Mr. Bad Guy is the debut studio album by British musician Freddie Mercury, lead singer of Queen. Released in 1985, during a period in which Queen were on hiatus from recording, it contains eleven songs, all written by Mercury himself.

The album was reissued on 11 October 2019, in newly remixed form, on CD, vinyl, digital and streaming services, via Mercury Records.

Background
In contrast to Queen's typically rock-oriented work, Mercury and co-producer Reinhold Mack drew on disco, dance music and pop influences for Mr. Bad Guy, all of which had surfaced on Queen's previous studio album, Hot Space (1982), also produced by Mack. Mercury stated, "I had a lot of ideas bursting to get out and there were a lot of musical territories I wanted to explore which I really couldn't do within Queen." Co-producer Mack added, "he used to get pretty annoyed working with the others, because there was always Brian saying, 'It needs to be more rock 'n' roll.'" Mr. Bad Guy took nearly two years to record, as Mercury had to gather enough material together while committing to band activities.

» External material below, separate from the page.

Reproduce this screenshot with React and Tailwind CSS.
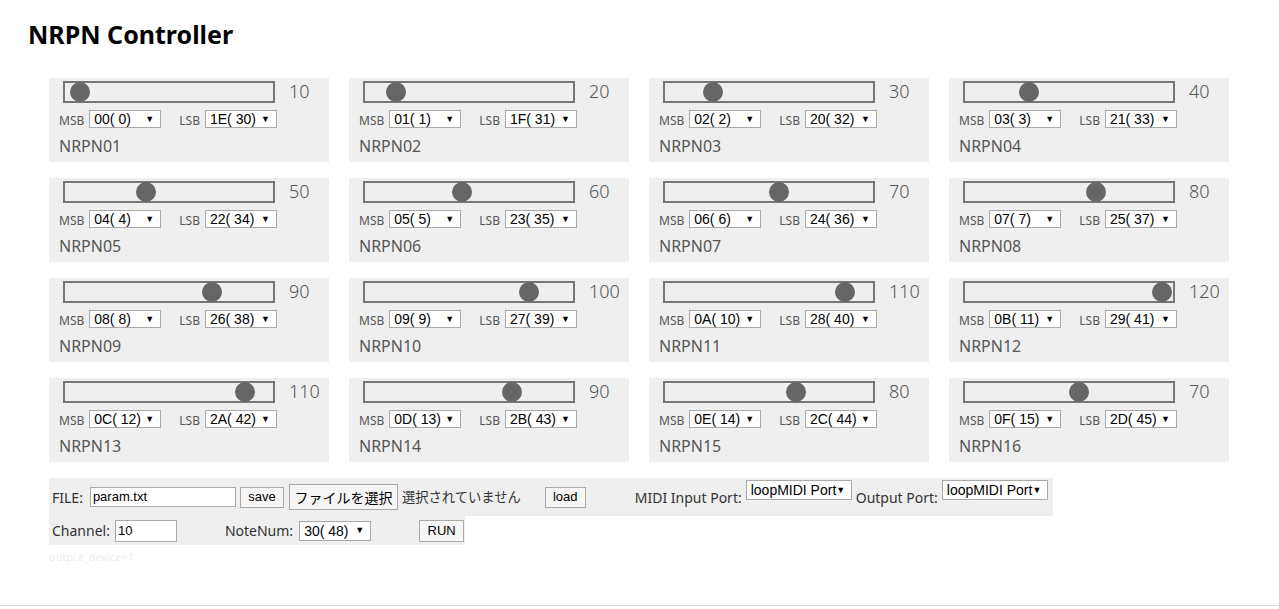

Initially, the album was supposed to feature duets with Mercury and Michael Jackson.

However, other sources state that personal conflicts were to blame for unfinished tracks. Mercury reportedly dropped out of any further collaboration after feeling uncomfortable working with Jackson's pet llama in the studio. One track from these collaborative sessions, "There Must Be More to Life Than This", was reworked for the Mr. Bad Guy album, although the original recording featuring Jackson was eventually released on Queen Forever in 2014.

Production
Recording was taxing on Mercury, as he took part in everything from performing the tracks (including vocals, piano and synthesizer), arranging the orchestration and working with the sound engineers. Mercury's use of synthesizers and orchestration in track development added to the diversity of each piece. 

The album's original title was Made in Heaven, but Mercury changed his mind weeks before the album went to press.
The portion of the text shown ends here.